The actual limits they will guarantee are +V -2.6V - that word "max" appears next to that one.

So if you're using a 9.0V supply, biased at 4.50V, you may only count on the thing working right if you use a signal less than what moves the inputs up to 9.0-2.6 = 6.4V. From your bias point, that's 1.9V peak. Get over that and... well, they don't say what will happen.

That's another thing to read in a datasheet. What do they NOT say. The datasheet doesn't talk about what happens when you exceed the positive input common mode range. It used to be that opamps pushed past Vicm went to the nearest power supply rail and latched there, pulling the power supply through the chip. Some of them went into SCR latchup which meant that by the time you got the power supply turned off, you had a smoking crater there. Newer opamps are better behaved, but since the datasheet doesn't say it, they don't guarantee what happens when you go there.
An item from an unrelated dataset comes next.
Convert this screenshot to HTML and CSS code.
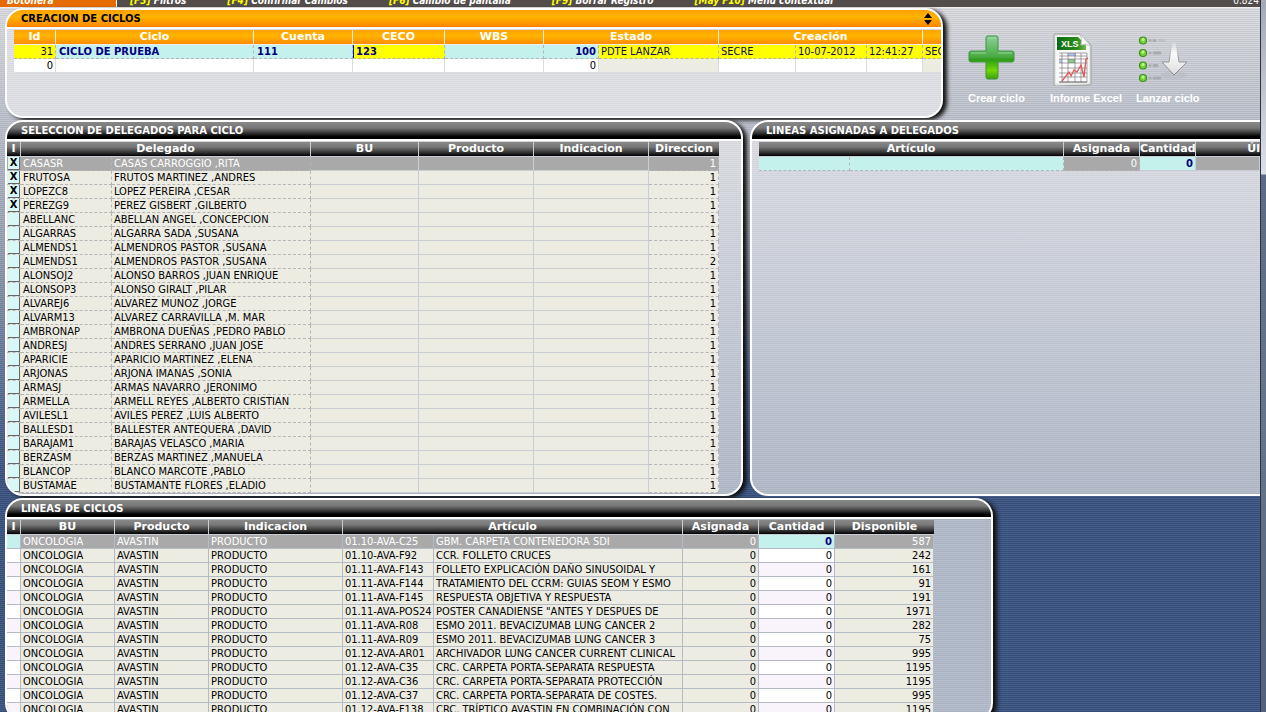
FILE: index.html
```html
<!DOCTYPE html>
<html lang="es">
<head>
<meta charset="utf-8">
<title>Creación de ciclos</title>
<link rel="stylesheet" href="styles.css">
</head>
<body>
<div class="screen">
<nav class="toolbar">
  <a class="tab" href="#">Botonera</a>
  <a href="#"><b>[F3]</b> Filtros</a>
  <a href="#"><b>[F4]</b> Confirmar Cambios</a>
  <a href="#"><b>[F6]</b> Cambio de pantalla</a>
  <a href="#"><b>[F9]</b> Borrar Registro</a>
  <a href="#"><b>[May F10]</b> Menú contextual</a>
  <span class="version">0.824</span>
</nav>

<div class="row top-row">
<section class="panel orange">
  <header class="title"><h2>CREACION DE CICLOS</h2>
    <svg class="sorter" width="8" height="12" viewBox="0 0 8 12" aria-hidden="true"><path d="M4 0 8 5H0zM4 12 0 7H8z"/></svg>
  </header>
  <table class="cycles">
    <colgroup><col class="w42"><col class="w198"><col class="w99"><col class="w92"><col class="w99"><col class="w55"><col class="w120"><col class="w77"><col class="w71"><col class="w56"><col class="w56"></colgroup>
    <thead><tr><th>Id</th><th>Ciclo</th><th>Cuenta</th><th>CECO</th><th>WBS</th><th colspan="2">Estado</th><th colspan="3">Creación</th><th></th></tr></thead>
    <tbody>
      <tr class="current"><td class="num yellow">31</td><td class="aqua"><input aria-label="Ciclo" value="CICLO DE PRUEBA"></td><td class="aqua"><input aria-label="Cuenta" value="111"></td><td class="yellow caret"><input aria-label="CECO" value="123"></td><td class="aqua"><input aria-label="WBS"></td><td class="aqua"><input class="right" aria-label="Estado" value="100"></td><td class="yellow">PDTE LANZAR</td><td class="yellow">SECRE</td><td class="yellow">10-07-2012</td><td class="yellow">12:41:27</td><td class="yellow">SEC</td></tr>
      <tr class="blank"><td class="num">0</td><td></td><td></td><td></td><td></td><td class="num">0</td><td class="beige"></td><td></td><td></td><td></td><td class="beige"></td></tr>
    </tbody>
  </table>
</section>
<div class="actions">
  <button class="action">
    <svg width="48" height="56" viewBox="0 0 48 56" aria-hidden="true">
      <defs><linearGradient id="plus" x1="0" y1="0" x2="0" y2="1"><stop offset="0" stop-color="#8fcf9b"/><stop offset=".48" stop-color="#49ab43"/><stop offset=".55" stop-color="#2f9b16"/><stop offset=".8" stop-color="#72d800"/><stop offset="1" stop-color="#3e9f0c"/></linearGradient></defs>
      <path d="M20 6h8q2 0 2 2v13h14q2 0 2 2v7q0 2-2 2H30v15q0 2-2 2h-8q-2 0-2-2V32H3q-2 0-2-2v-7q0-2 2-2h15V8q0-2 2-2z" fill="url(#plus)" stroke="#3a9640"/>
      <path d="M20 8h8M3 23h15M30 23h14" stroke="#b5e2b9" opacity=".7"/>
    </svg>
    <span>Crear ciclo</span>
  </button>
  <button class="action">
    <svg width="48" height="56" viewBox="0 0 48 56" aria-hidden="true">
      <path d="M5 4h25l11 11v38q0 2-2 2L6 56q-2 0-2-2V6q0-2 1-2z" fill="#e8eae8" stroke="#9b9e9b"/>
      <path d="M6 6h23l10 10v36L6 53z" fill="#f8f9f8"/>
      <linearGradient id="xls"><stop offset="0" stop-color="#0a6b16"/><stop offset=".7" stop-color="#2c8d17"/><stop offset="1" stop-color="#76b74d"/></linearGradient>
      <path d="M7 7h21l8 8v5H7z" fill="url(#xls)"/>
      <path d="M30 4q3 5 1 11 5-2 10 1z" fill="#fff" stroke="#c4c8c4"/>
      <text x="11" y="17" class="xls-label">XLS</text>
      <path d="M9 23h29v29H9z" fill="#fff"/>
      <path d="M18 23h8v3h-8zM9 29h3v4H9z" fill="#b3c4ef"/><path d="M18 29h7v4h-7z" fill="#8bc888"/>
      <path d="M9 23h28M9 26h28M9 29h28M9 33h28M9 38h28M9 43h28M9 47h28M12 23v29M18 23v29M25 23v29M31 23v29M37 23v29" fill="none" stroke="#666" stroke-width=".6"/>
      <path d="m12 51 7-9 2 4 3-6 3 2 4-7 3 12 2-18 2-1" fill="none" stroke="#e05a5a" stroke-width="1.4"/>
      <path d="M9 52h28" stroke="#555"/>
    </svg>
    <span>Informe Excel</span>
  </button>
  <button class="action">
    <svg width="56" height="56" viewBox="0 0 56 56" aria-hidden="true">
      <defs><linearGradient id="arrow" x1="0" y1="0" x2="0" y2="1"><stop offset="0" stop-color="#fff" stop-opacity=".1"/><stop offset=".35" stop-color="#fafafa"/><stop offset="1" stop-color="#dedede"/></linearGradient><linearGradient id="edge" x1="0" y1="0" x2="0" y2="1"><stop offset="0" stop-color="#aaa" stop-opacity="0"/><stop offset=".5" stop-color="#999"/><stop offset="1" stop-color="#888"/></linearGradient></defs>
      <g fill="#76d631" stroke="#3d8d1d" stroke-width="1.2"><circle cx="7" cy="10.500" r="3.500"/><circle cx="7" cy="23" r="3.500"/><circle cx="7" cy="35.500" r="3.500"/><circle cx="7" cy="48" r="3.500"/></g>
      <g fill="#c3f59c"><circle cx="7" cy="9.500" r="1.500"/><circle cx="7" cy="22" r="1.500"/><circle cx="7" cy="34.500" r="1.500"/><circle cx="7" cy="47" r="1.500"/></g>
      <g stroke="#a9abaf" stroke-width="3" stroke-linecap="round"><path d="M14 10.500h.1M18 10.500h1M14 23h.1M18 23h6M14 35.500h.1M18 35.500h3M14 48h.1M18 48h6"/><path d="M23 10.500h2M28 10.500h.1" opacity=".4"/></g>
      <ellipse cx="38" cy="45" rx="13" ry="4" fill="#888" opacity=".12"/>
      <path d="M36 12h4l3 20h8L38 45 26 32h7z" fill="url(#arrow)" stroke="url(#edge)"/>
    </svg>
    <span>Lanzar ciclo</span>
  </button>
</div>
</div>

<div class="row middle-row">
<section class="panel delegates">
  <header class="title"><h2>SELECCION DE DELEGADOS PARA CICLO</h2></header>
  <table class="grid dashed">
    <colgroup><col class="w14"><col class="w91"><col class="w199"><col class="w108"><col class="w115"><col class="w115"><col class="w70"></colgroup>
    <thead><tr><th>I</th><th colspan="2">Delegado</th><th>BU</th><th>Producto</th><th>Indicacion</th><th>Direccion</th></tr></thead>
    <tbody>
      <tr class="selected"><td><button class="mark">X</button></td><td>CASASR</td><td>CASAS CARROGGIO ,RITA</td><td></td><td></td><td></td><td>1</td></tr>
      <tr><td><button class="mark">X</button></td><td>FRUTOSA</td><td>FRUTOS MARTINEZ ,ANDRES</td><td></td><td></td><td></td><td>1</td></tr>
      <tr><td><button class="mark">X</button></td><td>LOPEZC8</td><td>LOPEZ PEREIRA ,CESAR</td><td></td><td></td><td></td><td>1</td></tr>
      <tr><td><button class="mark">X</button></td><td>PEREZG9</td><td>PEREZ GISBERT ,GILBERTO</td><td></td><td></td><td></td><td>1</td></tr>
      <tr><td><button class="mark" aria-label="Incluir"></button></td><td>ABELLANC</td><td>ABELLAN ANGEL ,CONCEPCION</td><td></td><td></td><td></td><td>1</td></tr>
      <tr><td><button class="mark" aria-label="Incluir"></button></td><td>ALGARRAS</td><td>ALGARRA SADA ,SUSANA</td><td></td><td></td><td></td><td>1</td></tr>
      <tr><td><button class="mark" aria-label="Incluir"></button></td><td>ALMENDS1</td><td>ALMENDROS PASTOR ,SUSANA</td><td></td><td></td><td></td><td>1</td></tr>
      <tr><td><button class="mark" aria-label="Incluir"></button></td><td>ALMENDS1</td><td>ALMENDROS PASTOR ,SUSANA</td><td></td><td></td><td></td><td>2</td></tr>
      <tr><td><button class="mark" aria-label="Incluir"></button></td><td>ALONSOJ2</td><td>ALONSO BARROS ,JUAN ENRIQUE</td><td></td><td></td><td></td><td>1</td></tr>
      <tr><td><button class="mark" aria-label="Incluir"></button></td><td>ALONSOP3</td><td>ALONSO GIRALT ,PILAR</td><td></td><td></td><td></td><td>1</td></tr>
      <tr><td><button class="mark" aria-label="Incluir"></button></td><td>ALVAREJ6</td><td>ALVAREZ MUNOZ ,JORGE</td><td></td><td></td><td></td><td>1</td></tr>
      <tr><td><button class="mark" aria-label="Incluir"></button></td><td>ALVARM13</td><td>ALVAREZ CARRAVILLA ,M. MAR</td><td></td><td></td><td></td><td>1</td></tr>
      <tr><td><button class="mark" aria-label="Incluir"></button></td><td>AMBRONAP</td><td>AMBRONA DUEÑAS ,PEDRO PABLO</td><td></td><td></td><td></td><td>1</td></tr>
      <tr><td><button class="mark" aria-label="Incluir"></button></td><td>ANDRESJ</td><td>ANDRES SERRANO ,JUAN JOSE</td><td></td><td></td><td></td><td>1</td></tr>
      <tr><td><button class="mark" aria-label="Incluir"></button></td><td>APARICIE</td><td>APARICIO MARTINEZ ,ELENA</td><td></td><td></td><td></td><td>1</td></tr>
      <tr><td><button class="mark" aria-label="Incluir"></button></td><td>ARJONAS</td><td>ARJONA IMANAS ,SONIA</td><td></td><td></td><td></td><td>1</td></tr>
      <tr><td><button class="mark" aria-label="Incluir"></button></td><td>ARMASJ</td><td>ARMAS NAVARRO ,JERONIMO</td><td></td><td></td><td></td><td>1</td></tr>
      <tr><td><button class="mark" aria-label="Incluir"></button></td><td>ARMELLA</td><td>ARMELL REYES ,ALBERTO CRISTIAN</td><td></td><td></td><td></td><td>1</td></tr>
      <tr><td><button class="mark" aria-label="Incluir"></button></td><td>AVILESL1</td><td>AVILES PEREZ ,LUIS ALBERTO</td><td></td><td></td><td></td><td>1</td></tr>
      <tr><td><button class="mark" aria-label="Incluir"></button></td><td>BALLESD1</td><td>BALLESTER ANTEQUERA ,DAVID</td><td></td><td></td><td></td><td>1</td></tr>
      <tr><td><button class="mark" aria-label="Incluir"></button></td><td>BARAJAM1</td><td>BARAJAS VELASCO ,MARIA</td><td></td><td></td><td></td><td>1</td></tr>
      <tr><td><button class="mark" aria-label="Incluir"></button></td><td>BERZASM</td><td>BERZAS MARTINEZ ,MANUELA</td><td></td><td></td><td></td><td>1</td></tr>
      <tr><td><button class="mark" aria-label="Incluir"></button></td><td>BLANCOP</td><td>BLANCO MARCOTE ,PABLO</td><td></td><td></td><td></td><td>1</td></tr>
      <tr><td><button class="mark" aria-label="Incluir"></button></td><td>BUSTAMAE</td><td>BUSTAMANTE FLORES ,ELADIO</td><td></td><td></td><td></td><td>1</td></tr>
    </tbody>
  </table>
</section>
<section class="panel assigned">
  <header class="title"><h2>LINEAS ASIGNADAS A DELEGADOS</h2></header>
  <table class="grid dashed">
    <colgroup><col class="w91"><col class="w214"><col class="w76"><col class="w56"><col class="w64"></colgroup>
    <thead><tr><th colspan="2">Artículo</th><th>Asignada</th><th>Cantidad</th><th class="last">Úl</th></tr></thead>
    <tbody><tr class="selected"><td class="aqua"></td><td class="aqua"></td><td class="num">0</td><td class="aqua"><input class="right" aria-label="Cantidad" value="0"></td><td></td></tr></tbody>
  </table>
</section>
</div>

<section class="panel lines">
  <header class="title"><h2>LINEAS DE CICLOS</h2></header>
  <table class="grid">
    <colgroup><col class="w14"><col class="w94"><col class="w94"><col class="w134"><col class="w91"><col class="w249"><col class="w76"><col class="w76"><col class="w99"></colgroup>
    <thead><tr><th>I</th><th>BU</th><th>Producto</th><th>Indicacion</th><th colspan="2">Artículo</th><th>Asignada</th><th>Cantidad</th><th>Disponible</th></tr></thead>
    <tbody>
      <tr class="selected"><td class="aqua"></td><td>ONCOLOGIA</td><td>AVASTIN</td><td>PRODUCTO</td><td>01.10-AVA-C25</td><td>GBM. CARPETA CONTENEDORA SDI</td><td>0</td><td class="aqua"><input class="right" aria-label="Cantidad" value="0"></td><td>587</td></tr>
      <tr><td></td><td>ONCOLOGIA</td><td>AVASTIN</td><td>PRODUCTO</td><td>01.10-AVA-F92</td><td>CCR. FOLLETO CRUCES</td><td>0</td><td>0</td><td>242</td></tr>
      <tr><td></td><td>ONCOLOGIA</td><td>AVASTIN</td><td>PRODUCTO</td><td>01.11-AVA-F143</td><td>FOLLETO EXPLICACIÓN DAÑO SINUSOIDAL Y</td><td>0</td><td>0</td><td>161</td></tr>
      <tr><td></td><td>ONCOLOGIA</td><td>AVASTIN</td><td>PRODUCTO</td><td>01.11-AVA-F144</td><td>TRATAMIENTO DEL CCRM: GUIAS SEOM Y ESMO</td><td>0</td><td>0</td><td>91</td></tr>
      <tr><td></td><td>ONCOLOGIA</td><td>AVASTIN</td><td>PRODUCTO</td><td>01.11-AVA-F145</td><td>RESPUESTA OBJETIVA Y RESPUESTA</td><td>0</td><td>0</td><td>191</td></tr>
      <tr><td></td><td>ONCOLOGIA</td><td>AVASTIN</td><td>PRODUCTO</td><td>01.11-AVA-POS24</td><td>POSTER CANADIENSE "ANTES Y DESPUES DE</td><td>0</td><td>0</td><td>1971</td></tr>
      <tr><td></td><td>ONCOLOGIA</td><td>AVASTIN</td><td>PRODUCTO</td><td>01.11-AVA-R08</td><td>ESMO 2011. BEVACIZUMAB LUNG CANCER 2</td><td>0</td><td>0</td><td>282</td></tr>
      <tr><td></td><td>ONCOLOGIA</td><td>AVASTIN</td><td>PRODUCTO</td><td>01.11-AVA-R09</td><td>ESMO 2011. BEVACIZUMAB LUNG CANCER 3</td><td>0</td><td>0</td><td>75</td></tr>
      <tr><td></td><td>ONCOLOGIA</td><td>AVASTIN</td><td>PRODUCTO</td><td>01.12-AVA-AR01</td><td>ARCHIVADOR LUNG CANCER CURRENT CLINICAL</td><td>0</td><td>0</td><td>995</td></tr>
      <tr><td></td><td>ONCOLOGIA</td><td>AVASTIN</td><td>PRODUCTO</td><td>01.12-AVA-C35</td><td>CRC. CARPETA PORTA-SEPARATA RESPUESTA</td><td>0</td><td>0</td><td>1195</td></tr>
      <tr><td></td><td>ONCOLOGIA</td><td>AVASTIN</td><td>PRODUCTO</td><td>01.12-AVA-C36</td><td>CRC. CARPETA PORTA-SEPARATA PROTECCIÓN</td><td>0</td><td>0</td><td>1195</td></tr>
      <tr><td></td><td>ONCOLOGIA</td><td>AVASTIN</td><td>PRODUCTO</td><td>01.12-AVA-C37</td><td>CRC. CARPETA PORTA-SEPARATA DE COSTES.</td><td>0</td><td>0</td><td>995</td></tr>
      <tr><td></td><td>ONCOLOGIA</td><td>AVASTIN</td><td>PRODUCTO</td><td>01.12-AVA-F138</td><td>CRC. TRÍPTICO AVASTIN EN COMBINACIÓN CON</td><td>0</td><td>0</td><td>1195</td></tr>
    </tbody>
  </table>
</section>
</div>
<div class="scroll-edge"></div>
</body>
</html>
```
FILE: styles.css
```css
* { box-sizing: border-box; }
body {
  margin: 0;
  height: 100vh;
  display: flex;
  overflow: hidden;
  font: 11px/13px "DejaVu Sans Condensed", "DejaVu Sans", sans-serif;
  color: #000;
}
.screen {
  flex: 1;
  min-width: 0;
  overflow: hidden;
  background:
    repeating-linear-gradient(rgba(255,255,255,.07) 0 1px, rgba(0,0,30,.06) 1px 2px),
    linear-gradient(#dcdde0 0, #bcc1cb 120px, #98a1b3 240px, #5d7196 380px, #38527f 480px, #38527f 100%);
}
.scroll-edge {
  width: 6px;
  border-left: 1px solid #2c3340;
  background: linear-gradient(#a4a9b6 0, #dcdfe5 174px, #5b6b85 175px, #66768a 60%, #52627d 100%);
}

.toolbar {
  display: flex;
  align-items: flex-end;
  gap: 41px;
  height: 8px;
  overflow: hidden;
  background: #524d4b;
  border-bottom: 1px solid #eee;
  font-size: 10px;
  font-weight: bold;
  font-style: italic;
  line-height: 13px;
  white-space: nowrap;
}
.toolbar a { color: #fff; text-decoration: none; }
.toolbar b { color: #ff0; }
.toolbar .tab {
  width: 117px;
  margin-right: -28px;
  padding-left: 7px;
  background: #e66b00;
  border-right: 1px solid #fff;
}
.version {
  margin-left: auto;
  padding-right: 1px;
  color: #fff;
  font-weight: normal;
  font-style: normal;
}

.row { display: grid; padding-left: 5px; }
.top-row { grid-template-columns: 938fr 317fr; height: 112px; padding-bottom: 2px; }
.middle-row { grid-template-columns: 738fr 510fr; column-gap: 7px; height: 378px; padding-bottom: 2px; }

.panel {
  position: relative;
  overflow: hidden;
  min-width: 0;
  border: 2px solid #fff;
  border-radius: 18px;
  background:
    repeating-linear-gradient(rgba(255,255,255,.1) 0 1px, rgba(0,0,40,.03) 1px 2px),
    linear-gradient(#dedfe3, #cdd1db 35%, #afb8c7);
  box-shadow: 4px 2px 4px #111;
}
.orange {
  background:
    repeating-linear-gradient(rgba(255,255,255,.1) 0 1px, rgba(0,0,40,.03) 1px 2px),
    #dfe0e4;
}
.assigned { border-right: 0; border-radius: 18px 0 0 18px; box-shadow: none; }
.lines {
  width: 983px;
  max-width: calc(100% - 10px);
  width: calc(79% - 7px);
  margin-left: 5px;
  padding-bottom: 2px;
  background:
    repeating-linear-gradient(rgba(255,255,255,.1) 0 1px, rgba(0,0,40,.04) 1px 2px),
    #b0b9c8;
}
.title {
  display: flex;
  align-items: center;
  justify-content: space-between;
  height: 19px;
  padding: 0 9px 0 14px;
  border-bottom: 2px solid #fff;
  background: linear-gradient(#888 0, #777 35%, #333 65%, #000 85%);
  color: #fff;
}
.title h2 { margin: 0; font: bold 10px/14px "DejaVu Sans", sans-serif; }
.orange .title { background: linear-gradient(#ffa000, #ffb400 40%, #ff8400); color: #000; }

table { border-collapse: separate; border-spacing: 0; table-layout: fixed; width: 0; margin-top: 1px; }
.cycles { margin-left: 7px; }
.assigned table { margin-left: 7px; }
th {
  height: 15px;
  padding: 0;
  overflow: hidden;
  border-right: 1px solid #c9cdd6;
  border-bottom: 1px solid #c9cdd6;
  background: linear-gradient(#888, #777 35%, #333 75%, #000);
  color: #fff;
  font: bold 11px/14px "DejaVu Sans", sans-serif;
  white-space: nowrap;
}
th:last-child { border-right: 0; }
th.last { padding-right: 0; text-align: right; }
.cycles th { background: linear-gradient(#ffa200, #ffb400 40%, #ff8c00); border-color: #eee; }
td {
  height: 14px;
  padding: 0 2px;
  overflow: hidden;
  border-right: 1px solid #b4bac6;
  border-bottom: 1px solid #b4bac6;
  background: #ecece3;
  white-space: nowrap;
}
td:nth-child(5) { padding-right: 0; }
.dashed td { border-right: 1px dashed #b5b5b8; border-bottom: 1px dashed #b5b5b8; }
.dashed td:nth-child(4), .dashed td:nth-child(5), .dashed td:nth-child(6) { border-style: solid; border-color: #c9cdd6; border-width: 0 1px 1px 0; }
.selected td { background: #a9a9a9; color: #fff; }
.cycles td { background: #fff; border-color: #ddd; }
.current td { border: dashed #b5b5b8; border-width: 0 1px 1px 0; color: #101050; }
.cycles .yellow { background: #ff0; }
.cycles .beige { background: #ecece3; }
.cycles .aqua, .selected .aqua { background: #c5f1ed; }
.num, .delegates td:last-child, .lines td:nth-child(n+7) { text-align: right; }
.lines td:first-child, .lines td:nth-child(8) { background: #fff; }
.lines tr:nth-child(odd) td:first-child, .lines tr:nth-child(odd) td:nth-child(8) { background: #f9f4fc; }
.lines .selected td.aqua:nth-child(n) { background: #c5f1ed; }
.current .caret { box-shadow: inset 1px 0 #00f; }
.delegates td:first-child { padding: 0 0 0 1px; border-right: 0; }

input {
  display: block;
  width: 100%;
  height: 13px;
  margin: 0;
  padding: 0 1px;
  border: 0;
  background: transparent;
  color: #000080;
  font: bold 10px/13px "DejaVu Sans", sans-serif;
}
.right { padding-right: 0; text-align: right; }
.mark {
  display: block;
  width: 12px;
  height: 13px;
  padding: 0;
  border: solid #666;
  border-width: 0 1px 1px 0;
  background: #d8f8f8;
  color: #000;
  font: bold 10px/12px "DejaVu Sans", sans-serif;
}

.actions { display: flex; align-items: flex-start; padding: 22px 0 0 21px; }
.action {
  display: flex;
  flex-direction: column;
  align-items: flex-start;
  gap: 5px;
  padding: 0 0 0 4px;
  border: 0;
  background: none;
  color: #fff;
  font: bold 11px/14px "Liberation Sans", Arial, sans-serif;
  white-space: nowrap;
}
.action:nth-child(2) { margin-left: 21px; }
.action:nth-child(3) { margin-left: 10px; }
.xls-label { fill: #fff; font: bold 9px "Liberation Sans", Arial, sans-serif; }

.w14 { width: 14px; } .w42 { width: 42px; } .w55 { width: 55px; } .w56 { width: 56px; }
.w64 { width: 64px; } .w70 { width: 70px; } .w71 { width: 71px; } .w76 { width: 76px; }
.w77 { width: 77px; } .w91 { width: 91px; } .w92 { width: 92px; } .w94 { width: 94px; }
.w99 { width: 99px; } .w108 { width: 108px; } .w115 { width: 115px; } .w120 { width: 120px; }
.w134 { width: 134px; } .w198 { width: 198px; } .w199 { width: 199px; } .w214 { width: 214px; }
.w249 { width: 249px; }
```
The moral of the story is - don't go there.
R.G.

In response to the questions in the forum - PCB Layout for Musical Effects is available from The Book Patch. Search "PCB Layout" and it ought to appear.

Paul Perry (Frostwave)

+1 on that advice to notice what data sheets DON'T say. Plenty of times I've been burned when I just assumed that if a chip did X and Y, then surely it would do Z as well...... and this lesson (emphasised in Bob Pease's troubleshooting book as well) applies outside electronics as well :icon_redface:

As for exceeding common mode, worst trouble I ever had with that was an envelope follower, it only went out of range occasionally on heavy hits, but when it did, the chip locked up & you had to turn off the unit & wait for bias caps to discharge....really sucky & it took me a while to work out.... at least one doesn't forget a lesson like that.

db

Almost sounds like an argument against using non-inverting buffers with certain op-amps (the LMC6032 included)?
I had a quick look at some op-amp specs yesterday (these apply for +/-15V rails except for the LMC6032 which is spec'd for a single +15V rail with gnd reference at +7.5V):

Op-ampOutput swing min:typ:Common mode range min:typ:
NE5532+/-12V+/-13V+/-12V+/-13V
TL072+/-12V+/-13.5V+/-11V-12V to +15V
LMC6032+1.75V to +12V0.79V to 13.9V0V to +12.4V-0.4V to +13.1V

So, with a non-inverting buffer, the LMC6032 certainly could swing outside the positive common mode voltage range while trying to follow the input but it looks like other op-amps could do the same thing - it's not that clear from the spec.

It's even worse in theory as we work with a single 9V(ish) battery supply more often than not, so there's more chance of hitting the rails.  It just seems that some op-amps are good in this respect and others are not.  Perhaps the LMC6032 is just one offender and to be avoided in unity gain followers.